## Work required
Report, as a bare number, how many lines hold "this".

Web page code records:
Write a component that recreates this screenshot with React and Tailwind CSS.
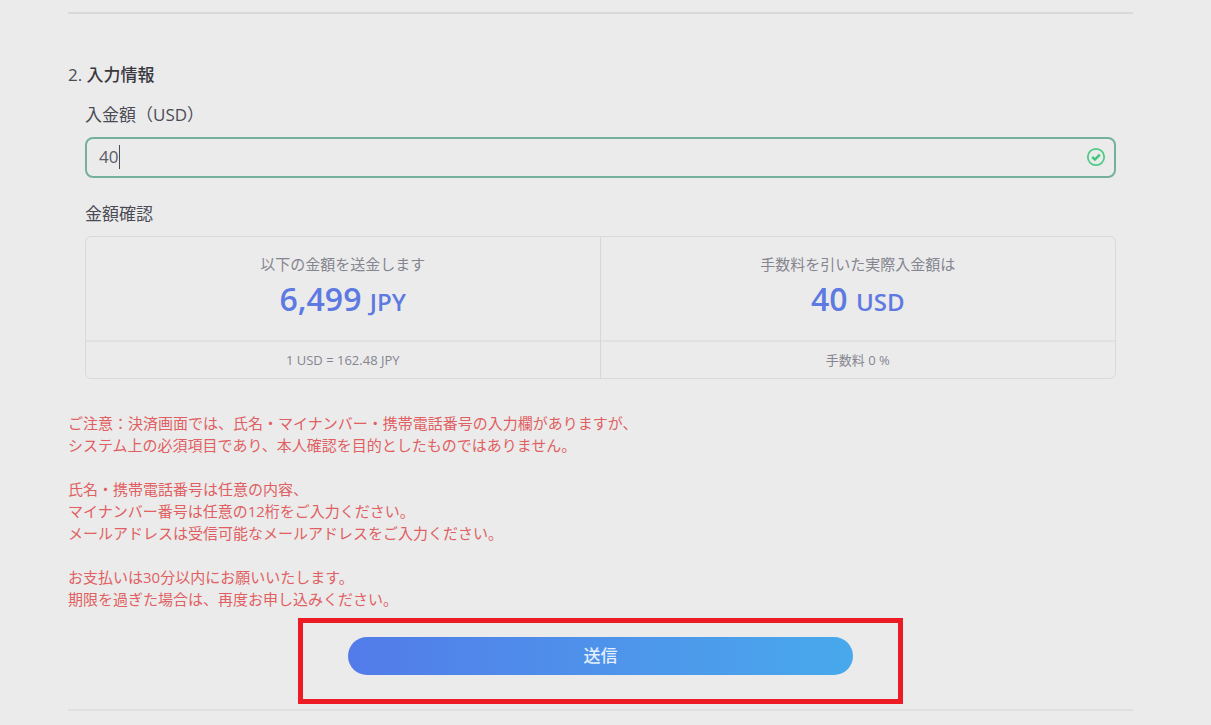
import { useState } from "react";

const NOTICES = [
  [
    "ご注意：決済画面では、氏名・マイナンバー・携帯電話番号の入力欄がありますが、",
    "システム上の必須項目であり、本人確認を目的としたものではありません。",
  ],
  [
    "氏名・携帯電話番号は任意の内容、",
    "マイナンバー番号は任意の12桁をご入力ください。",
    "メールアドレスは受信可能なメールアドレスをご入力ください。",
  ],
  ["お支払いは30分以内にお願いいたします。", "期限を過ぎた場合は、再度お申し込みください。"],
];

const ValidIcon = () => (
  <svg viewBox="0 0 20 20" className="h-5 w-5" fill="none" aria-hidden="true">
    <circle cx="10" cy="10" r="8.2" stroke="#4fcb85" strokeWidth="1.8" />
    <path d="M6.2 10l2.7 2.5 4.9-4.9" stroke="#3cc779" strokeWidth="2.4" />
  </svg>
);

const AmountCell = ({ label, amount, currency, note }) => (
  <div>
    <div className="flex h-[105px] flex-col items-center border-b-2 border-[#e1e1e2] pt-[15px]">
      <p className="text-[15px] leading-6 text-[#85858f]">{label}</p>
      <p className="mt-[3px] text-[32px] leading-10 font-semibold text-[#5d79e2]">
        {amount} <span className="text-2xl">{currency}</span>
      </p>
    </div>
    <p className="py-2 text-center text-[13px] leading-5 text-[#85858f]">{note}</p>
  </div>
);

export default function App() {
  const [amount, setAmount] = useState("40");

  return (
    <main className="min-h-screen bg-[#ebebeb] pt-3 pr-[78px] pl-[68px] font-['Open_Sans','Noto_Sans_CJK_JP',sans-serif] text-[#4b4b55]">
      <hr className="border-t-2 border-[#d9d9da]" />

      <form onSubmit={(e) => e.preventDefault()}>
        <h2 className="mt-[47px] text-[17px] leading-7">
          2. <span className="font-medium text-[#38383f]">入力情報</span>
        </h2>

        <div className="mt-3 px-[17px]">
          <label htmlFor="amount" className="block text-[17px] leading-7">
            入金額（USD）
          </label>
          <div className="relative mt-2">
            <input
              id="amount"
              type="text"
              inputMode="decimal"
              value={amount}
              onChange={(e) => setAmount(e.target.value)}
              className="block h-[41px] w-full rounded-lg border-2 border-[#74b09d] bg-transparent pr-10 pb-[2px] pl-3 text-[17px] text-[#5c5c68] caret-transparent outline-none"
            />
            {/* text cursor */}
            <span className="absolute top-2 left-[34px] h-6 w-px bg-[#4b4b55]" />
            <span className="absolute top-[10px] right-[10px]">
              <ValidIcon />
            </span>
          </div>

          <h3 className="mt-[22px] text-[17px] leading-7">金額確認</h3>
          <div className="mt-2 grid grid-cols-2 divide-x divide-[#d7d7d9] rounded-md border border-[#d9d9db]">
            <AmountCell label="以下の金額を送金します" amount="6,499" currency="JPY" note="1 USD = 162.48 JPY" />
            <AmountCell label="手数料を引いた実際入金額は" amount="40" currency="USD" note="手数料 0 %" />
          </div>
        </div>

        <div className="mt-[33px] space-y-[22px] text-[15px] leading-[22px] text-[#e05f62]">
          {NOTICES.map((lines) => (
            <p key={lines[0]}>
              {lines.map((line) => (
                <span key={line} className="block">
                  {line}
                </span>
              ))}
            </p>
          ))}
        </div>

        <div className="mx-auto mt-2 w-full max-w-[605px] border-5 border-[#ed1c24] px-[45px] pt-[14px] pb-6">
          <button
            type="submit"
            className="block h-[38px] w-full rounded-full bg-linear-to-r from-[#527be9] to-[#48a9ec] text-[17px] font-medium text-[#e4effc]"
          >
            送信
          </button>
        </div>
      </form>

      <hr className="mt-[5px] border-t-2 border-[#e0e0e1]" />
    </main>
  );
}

--

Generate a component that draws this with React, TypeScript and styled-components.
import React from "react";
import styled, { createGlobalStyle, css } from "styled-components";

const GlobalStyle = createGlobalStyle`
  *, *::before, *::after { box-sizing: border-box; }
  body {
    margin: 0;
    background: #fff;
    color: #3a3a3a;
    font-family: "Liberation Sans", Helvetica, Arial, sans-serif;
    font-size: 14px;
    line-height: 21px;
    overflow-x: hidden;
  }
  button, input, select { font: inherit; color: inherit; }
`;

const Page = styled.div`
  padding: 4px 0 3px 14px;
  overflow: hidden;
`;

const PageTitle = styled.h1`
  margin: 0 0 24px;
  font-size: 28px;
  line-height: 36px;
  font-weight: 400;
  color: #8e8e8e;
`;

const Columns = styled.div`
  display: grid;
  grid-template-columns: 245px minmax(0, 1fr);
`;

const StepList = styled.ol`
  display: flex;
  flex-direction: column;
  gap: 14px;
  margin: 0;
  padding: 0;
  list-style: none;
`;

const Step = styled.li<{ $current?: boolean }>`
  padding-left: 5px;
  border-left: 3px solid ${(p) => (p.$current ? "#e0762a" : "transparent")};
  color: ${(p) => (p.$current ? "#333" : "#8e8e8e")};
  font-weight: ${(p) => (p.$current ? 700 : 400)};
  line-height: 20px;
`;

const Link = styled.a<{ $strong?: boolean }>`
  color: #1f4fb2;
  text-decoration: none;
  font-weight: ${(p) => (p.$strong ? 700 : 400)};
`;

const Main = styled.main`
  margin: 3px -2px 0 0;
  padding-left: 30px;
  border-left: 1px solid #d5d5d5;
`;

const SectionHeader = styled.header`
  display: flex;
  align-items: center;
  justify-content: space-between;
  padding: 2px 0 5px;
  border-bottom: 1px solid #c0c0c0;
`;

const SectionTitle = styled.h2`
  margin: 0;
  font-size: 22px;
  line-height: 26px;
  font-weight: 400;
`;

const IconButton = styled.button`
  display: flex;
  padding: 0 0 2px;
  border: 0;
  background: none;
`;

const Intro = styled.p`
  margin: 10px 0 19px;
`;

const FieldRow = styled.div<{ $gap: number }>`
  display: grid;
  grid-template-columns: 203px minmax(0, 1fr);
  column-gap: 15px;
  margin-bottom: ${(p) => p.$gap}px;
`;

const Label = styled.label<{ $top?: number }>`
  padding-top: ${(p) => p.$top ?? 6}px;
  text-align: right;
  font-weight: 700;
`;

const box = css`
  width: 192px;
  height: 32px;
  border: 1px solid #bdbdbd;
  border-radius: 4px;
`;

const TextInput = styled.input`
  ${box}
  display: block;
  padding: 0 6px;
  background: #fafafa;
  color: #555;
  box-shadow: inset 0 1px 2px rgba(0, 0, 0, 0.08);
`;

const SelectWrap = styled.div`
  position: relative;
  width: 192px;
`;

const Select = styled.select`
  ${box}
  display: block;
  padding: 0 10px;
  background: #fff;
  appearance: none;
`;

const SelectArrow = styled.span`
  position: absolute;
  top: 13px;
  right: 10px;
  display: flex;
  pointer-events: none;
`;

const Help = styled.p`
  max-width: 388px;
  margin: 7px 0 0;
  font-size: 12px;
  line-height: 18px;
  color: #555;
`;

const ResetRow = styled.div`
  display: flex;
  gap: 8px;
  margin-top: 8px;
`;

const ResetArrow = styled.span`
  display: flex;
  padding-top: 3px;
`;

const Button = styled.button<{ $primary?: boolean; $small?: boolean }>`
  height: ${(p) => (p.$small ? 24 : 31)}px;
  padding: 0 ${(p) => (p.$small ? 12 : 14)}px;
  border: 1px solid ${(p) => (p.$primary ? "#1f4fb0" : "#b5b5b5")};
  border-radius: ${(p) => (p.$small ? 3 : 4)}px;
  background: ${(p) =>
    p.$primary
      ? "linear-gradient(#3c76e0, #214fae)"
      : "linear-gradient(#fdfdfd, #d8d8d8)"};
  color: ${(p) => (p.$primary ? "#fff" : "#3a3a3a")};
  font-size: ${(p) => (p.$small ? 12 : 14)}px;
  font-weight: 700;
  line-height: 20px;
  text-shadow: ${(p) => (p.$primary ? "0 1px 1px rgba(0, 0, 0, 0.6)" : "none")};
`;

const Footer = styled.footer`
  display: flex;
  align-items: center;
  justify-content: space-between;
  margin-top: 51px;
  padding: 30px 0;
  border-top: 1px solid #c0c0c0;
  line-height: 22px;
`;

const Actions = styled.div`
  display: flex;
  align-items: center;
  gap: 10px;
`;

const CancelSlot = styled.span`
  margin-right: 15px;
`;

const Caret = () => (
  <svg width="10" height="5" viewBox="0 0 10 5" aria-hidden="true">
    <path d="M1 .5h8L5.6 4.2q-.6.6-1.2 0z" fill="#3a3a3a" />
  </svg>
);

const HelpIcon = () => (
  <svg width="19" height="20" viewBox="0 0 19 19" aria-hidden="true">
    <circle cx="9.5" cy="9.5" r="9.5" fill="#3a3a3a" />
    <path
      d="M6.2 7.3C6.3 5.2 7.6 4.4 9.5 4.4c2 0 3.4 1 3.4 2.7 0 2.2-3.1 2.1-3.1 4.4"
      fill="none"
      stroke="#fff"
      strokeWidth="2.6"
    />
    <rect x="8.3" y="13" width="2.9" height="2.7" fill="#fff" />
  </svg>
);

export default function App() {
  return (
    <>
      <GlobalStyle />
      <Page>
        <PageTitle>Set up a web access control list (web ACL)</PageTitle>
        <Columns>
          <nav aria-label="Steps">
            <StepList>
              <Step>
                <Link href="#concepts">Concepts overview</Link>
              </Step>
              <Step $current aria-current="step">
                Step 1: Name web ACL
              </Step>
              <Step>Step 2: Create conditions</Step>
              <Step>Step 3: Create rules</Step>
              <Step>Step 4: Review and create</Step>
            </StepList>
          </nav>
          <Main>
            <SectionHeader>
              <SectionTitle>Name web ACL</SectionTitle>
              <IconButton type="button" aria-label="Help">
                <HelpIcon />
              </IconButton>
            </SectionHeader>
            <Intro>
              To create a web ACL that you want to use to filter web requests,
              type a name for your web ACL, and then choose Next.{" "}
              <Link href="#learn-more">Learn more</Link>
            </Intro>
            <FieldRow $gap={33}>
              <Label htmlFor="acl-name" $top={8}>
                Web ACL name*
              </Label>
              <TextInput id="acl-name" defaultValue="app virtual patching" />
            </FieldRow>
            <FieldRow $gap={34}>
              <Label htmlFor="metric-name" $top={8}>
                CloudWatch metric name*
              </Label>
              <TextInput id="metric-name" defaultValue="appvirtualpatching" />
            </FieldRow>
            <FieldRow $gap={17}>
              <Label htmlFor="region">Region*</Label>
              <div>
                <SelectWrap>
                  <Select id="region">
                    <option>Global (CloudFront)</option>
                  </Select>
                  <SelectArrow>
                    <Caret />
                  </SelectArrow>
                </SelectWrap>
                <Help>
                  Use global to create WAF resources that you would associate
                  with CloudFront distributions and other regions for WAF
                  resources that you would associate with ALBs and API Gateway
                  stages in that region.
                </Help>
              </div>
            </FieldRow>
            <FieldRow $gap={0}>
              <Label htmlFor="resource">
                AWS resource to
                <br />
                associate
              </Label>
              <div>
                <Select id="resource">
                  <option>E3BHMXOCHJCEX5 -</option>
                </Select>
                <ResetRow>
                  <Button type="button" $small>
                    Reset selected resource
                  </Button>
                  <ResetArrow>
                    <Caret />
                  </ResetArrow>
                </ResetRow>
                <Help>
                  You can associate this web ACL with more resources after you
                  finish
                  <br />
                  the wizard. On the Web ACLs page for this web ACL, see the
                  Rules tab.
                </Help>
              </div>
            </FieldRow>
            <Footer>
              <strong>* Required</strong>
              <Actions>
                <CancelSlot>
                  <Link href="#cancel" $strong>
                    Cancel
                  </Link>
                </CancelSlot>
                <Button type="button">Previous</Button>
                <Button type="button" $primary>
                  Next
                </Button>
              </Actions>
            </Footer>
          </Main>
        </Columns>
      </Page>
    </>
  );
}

## Result of the exercise
4